▶ _DATA EXCERPTS_:
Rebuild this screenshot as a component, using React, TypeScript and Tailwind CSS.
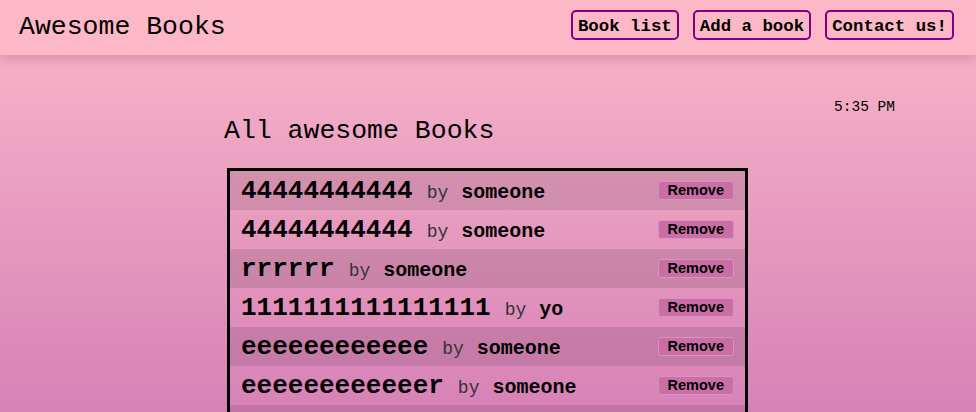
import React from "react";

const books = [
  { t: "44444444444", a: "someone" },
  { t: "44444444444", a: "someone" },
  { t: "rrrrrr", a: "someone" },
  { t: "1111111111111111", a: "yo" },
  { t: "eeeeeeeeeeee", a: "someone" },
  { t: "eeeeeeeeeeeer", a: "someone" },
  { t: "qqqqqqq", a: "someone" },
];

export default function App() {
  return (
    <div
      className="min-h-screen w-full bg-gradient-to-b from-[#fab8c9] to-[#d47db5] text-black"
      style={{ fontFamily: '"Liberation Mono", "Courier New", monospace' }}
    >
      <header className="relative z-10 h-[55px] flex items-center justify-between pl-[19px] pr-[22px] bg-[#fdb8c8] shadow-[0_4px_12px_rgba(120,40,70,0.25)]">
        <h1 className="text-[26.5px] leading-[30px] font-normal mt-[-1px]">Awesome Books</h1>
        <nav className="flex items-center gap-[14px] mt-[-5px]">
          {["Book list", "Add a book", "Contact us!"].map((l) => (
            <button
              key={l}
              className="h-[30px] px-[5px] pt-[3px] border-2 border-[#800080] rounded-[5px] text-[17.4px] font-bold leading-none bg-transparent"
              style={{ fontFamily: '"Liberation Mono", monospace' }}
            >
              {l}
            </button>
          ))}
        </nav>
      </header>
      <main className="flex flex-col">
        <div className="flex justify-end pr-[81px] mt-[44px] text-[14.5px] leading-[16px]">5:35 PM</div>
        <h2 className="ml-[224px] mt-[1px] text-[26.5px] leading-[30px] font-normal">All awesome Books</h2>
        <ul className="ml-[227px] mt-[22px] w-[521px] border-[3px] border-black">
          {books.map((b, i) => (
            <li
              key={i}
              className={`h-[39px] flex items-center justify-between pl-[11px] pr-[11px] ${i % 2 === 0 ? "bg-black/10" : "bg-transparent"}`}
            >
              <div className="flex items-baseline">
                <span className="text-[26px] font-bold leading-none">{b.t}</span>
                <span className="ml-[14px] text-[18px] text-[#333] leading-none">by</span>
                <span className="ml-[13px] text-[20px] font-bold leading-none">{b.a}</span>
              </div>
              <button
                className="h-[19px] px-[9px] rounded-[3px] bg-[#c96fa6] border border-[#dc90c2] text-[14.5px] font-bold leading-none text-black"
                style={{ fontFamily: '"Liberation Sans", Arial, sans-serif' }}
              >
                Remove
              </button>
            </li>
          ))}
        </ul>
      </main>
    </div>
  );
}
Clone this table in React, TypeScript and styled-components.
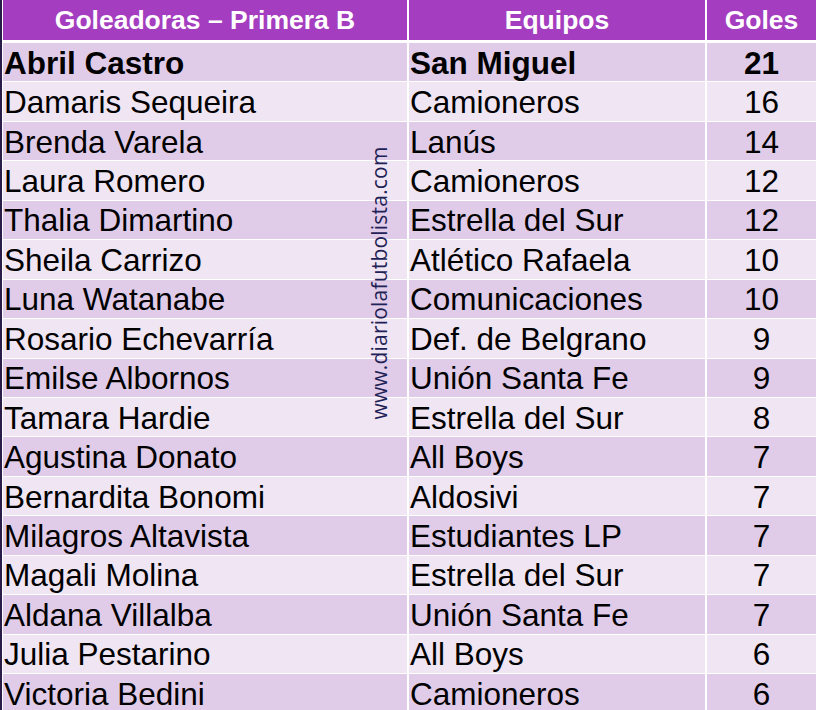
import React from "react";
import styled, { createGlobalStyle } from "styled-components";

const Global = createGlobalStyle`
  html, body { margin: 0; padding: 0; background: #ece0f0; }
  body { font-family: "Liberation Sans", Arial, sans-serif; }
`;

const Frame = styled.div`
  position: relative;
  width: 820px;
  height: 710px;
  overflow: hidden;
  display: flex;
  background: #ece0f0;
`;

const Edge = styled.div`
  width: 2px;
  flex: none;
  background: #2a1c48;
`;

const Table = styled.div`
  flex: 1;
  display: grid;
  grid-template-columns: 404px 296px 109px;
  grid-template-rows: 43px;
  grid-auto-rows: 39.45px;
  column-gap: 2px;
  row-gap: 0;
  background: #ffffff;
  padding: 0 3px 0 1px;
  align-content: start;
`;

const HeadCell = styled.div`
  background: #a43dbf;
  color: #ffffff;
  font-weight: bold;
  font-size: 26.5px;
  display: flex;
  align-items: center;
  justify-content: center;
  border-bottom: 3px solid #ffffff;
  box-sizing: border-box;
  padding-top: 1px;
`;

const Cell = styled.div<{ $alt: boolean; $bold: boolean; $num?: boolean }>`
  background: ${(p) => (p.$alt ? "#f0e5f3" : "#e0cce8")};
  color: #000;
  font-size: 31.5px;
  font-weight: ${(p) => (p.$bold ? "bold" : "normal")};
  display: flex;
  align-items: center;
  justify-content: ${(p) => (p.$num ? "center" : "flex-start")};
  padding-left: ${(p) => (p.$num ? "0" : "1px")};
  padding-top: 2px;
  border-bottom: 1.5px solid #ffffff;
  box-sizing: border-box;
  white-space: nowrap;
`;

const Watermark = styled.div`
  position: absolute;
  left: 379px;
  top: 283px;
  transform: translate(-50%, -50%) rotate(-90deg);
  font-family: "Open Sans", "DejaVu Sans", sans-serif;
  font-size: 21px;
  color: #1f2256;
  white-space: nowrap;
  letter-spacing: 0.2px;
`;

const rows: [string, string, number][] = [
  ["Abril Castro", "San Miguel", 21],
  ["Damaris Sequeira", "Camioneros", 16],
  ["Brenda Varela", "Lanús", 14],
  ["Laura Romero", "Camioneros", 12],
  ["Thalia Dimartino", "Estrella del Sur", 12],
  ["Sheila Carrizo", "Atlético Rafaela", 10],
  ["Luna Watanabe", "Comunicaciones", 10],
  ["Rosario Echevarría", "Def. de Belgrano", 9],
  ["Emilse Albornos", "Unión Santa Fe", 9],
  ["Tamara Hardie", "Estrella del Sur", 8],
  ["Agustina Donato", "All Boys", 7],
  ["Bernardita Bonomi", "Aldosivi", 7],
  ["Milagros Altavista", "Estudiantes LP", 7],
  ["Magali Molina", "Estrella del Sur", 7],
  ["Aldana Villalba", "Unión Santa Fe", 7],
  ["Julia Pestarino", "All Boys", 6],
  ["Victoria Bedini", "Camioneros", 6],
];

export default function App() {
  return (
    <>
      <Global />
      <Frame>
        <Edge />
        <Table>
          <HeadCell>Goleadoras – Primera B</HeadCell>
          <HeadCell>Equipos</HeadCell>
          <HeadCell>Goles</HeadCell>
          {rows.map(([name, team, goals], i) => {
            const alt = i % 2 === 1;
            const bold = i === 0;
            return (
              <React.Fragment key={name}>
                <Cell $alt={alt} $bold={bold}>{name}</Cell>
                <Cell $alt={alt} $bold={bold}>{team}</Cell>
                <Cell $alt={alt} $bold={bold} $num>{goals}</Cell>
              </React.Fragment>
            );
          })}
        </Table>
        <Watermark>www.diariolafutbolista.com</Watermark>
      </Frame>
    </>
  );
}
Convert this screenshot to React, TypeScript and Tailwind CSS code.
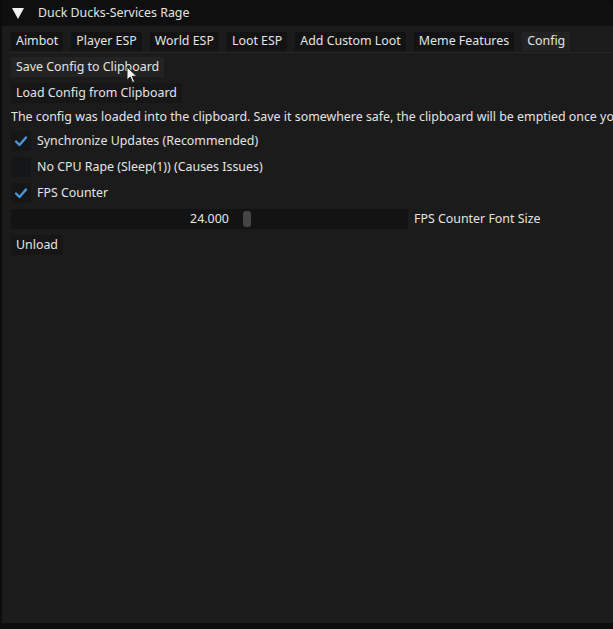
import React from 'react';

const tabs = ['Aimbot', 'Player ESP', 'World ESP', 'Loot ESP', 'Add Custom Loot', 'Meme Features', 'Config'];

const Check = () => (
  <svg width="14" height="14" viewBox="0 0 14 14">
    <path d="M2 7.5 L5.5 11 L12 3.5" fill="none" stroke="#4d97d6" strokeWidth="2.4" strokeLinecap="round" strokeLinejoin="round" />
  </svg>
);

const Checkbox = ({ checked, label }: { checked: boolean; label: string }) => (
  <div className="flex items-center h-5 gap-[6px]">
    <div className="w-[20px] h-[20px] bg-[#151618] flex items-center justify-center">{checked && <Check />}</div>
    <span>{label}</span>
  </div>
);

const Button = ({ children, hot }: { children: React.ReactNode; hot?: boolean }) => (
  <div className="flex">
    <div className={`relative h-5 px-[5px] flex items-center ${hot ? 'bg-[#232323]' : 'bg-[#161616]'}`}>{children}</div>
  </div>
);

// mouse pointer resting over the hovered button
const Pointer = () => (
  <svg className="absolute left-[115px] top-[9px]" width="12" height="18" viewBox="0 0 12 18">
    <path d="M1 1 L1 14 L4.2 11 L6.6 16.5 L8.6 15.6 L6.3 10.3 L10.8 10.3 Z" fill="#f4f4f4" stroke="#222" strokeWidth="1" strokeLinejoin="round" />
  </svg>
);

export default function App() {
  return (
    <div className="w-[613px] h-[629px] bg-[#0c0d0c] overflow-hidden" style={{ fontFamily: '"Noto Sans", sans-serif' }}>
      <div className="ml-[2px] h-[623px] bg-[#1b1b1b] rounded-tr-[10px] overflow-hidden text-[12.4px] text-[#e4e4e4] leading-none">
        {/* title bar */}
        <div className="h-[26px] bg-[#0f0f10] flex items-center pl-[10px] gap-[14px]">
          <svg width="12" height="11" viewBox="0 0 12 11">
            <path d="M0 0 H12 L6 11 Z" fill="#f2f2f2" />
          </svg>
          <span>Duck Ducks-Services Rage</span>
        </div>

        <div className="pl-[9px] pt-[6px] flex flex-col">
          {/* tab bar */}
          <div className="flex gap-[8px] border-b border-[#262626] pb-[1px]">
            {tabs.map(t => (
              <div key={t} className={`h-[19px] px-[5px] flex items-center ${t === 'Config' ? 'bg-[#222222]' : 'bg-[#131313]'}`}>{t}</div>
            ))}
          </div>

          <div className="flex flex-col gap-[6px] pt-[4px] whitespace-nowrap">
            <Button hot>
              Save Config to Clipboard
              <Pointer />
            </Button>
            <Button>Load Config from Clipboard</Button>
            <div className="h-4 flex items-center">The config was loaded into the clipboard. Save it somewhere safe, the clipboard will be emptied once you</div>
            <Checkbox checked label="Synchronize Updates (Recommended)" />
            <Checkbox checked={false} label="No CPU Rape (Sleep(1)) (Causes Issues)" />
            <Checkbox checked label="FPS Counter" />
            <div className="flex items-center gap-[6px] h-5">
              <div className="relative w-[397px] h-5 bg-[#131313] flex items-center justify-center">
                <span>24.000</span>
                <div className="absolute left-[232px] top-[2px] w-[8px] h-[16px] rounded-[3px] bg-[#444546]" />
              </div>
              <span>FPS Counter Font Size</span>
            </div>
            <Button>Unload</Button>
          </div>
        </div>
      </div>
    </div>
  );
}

▶ _REQUIRED WORK_: Locate the word "TypeScript" in the data above. Copy every line carrying it.

▶ _EXERCISE RESPONSE_:
Rebuild this screenshot as a component, using React, TypeScript and Tailwind CSS.
Clone this table in React, TypeScript and styled-components.
Convert this screenshot to React, TypeScript and Tailwind CSS code.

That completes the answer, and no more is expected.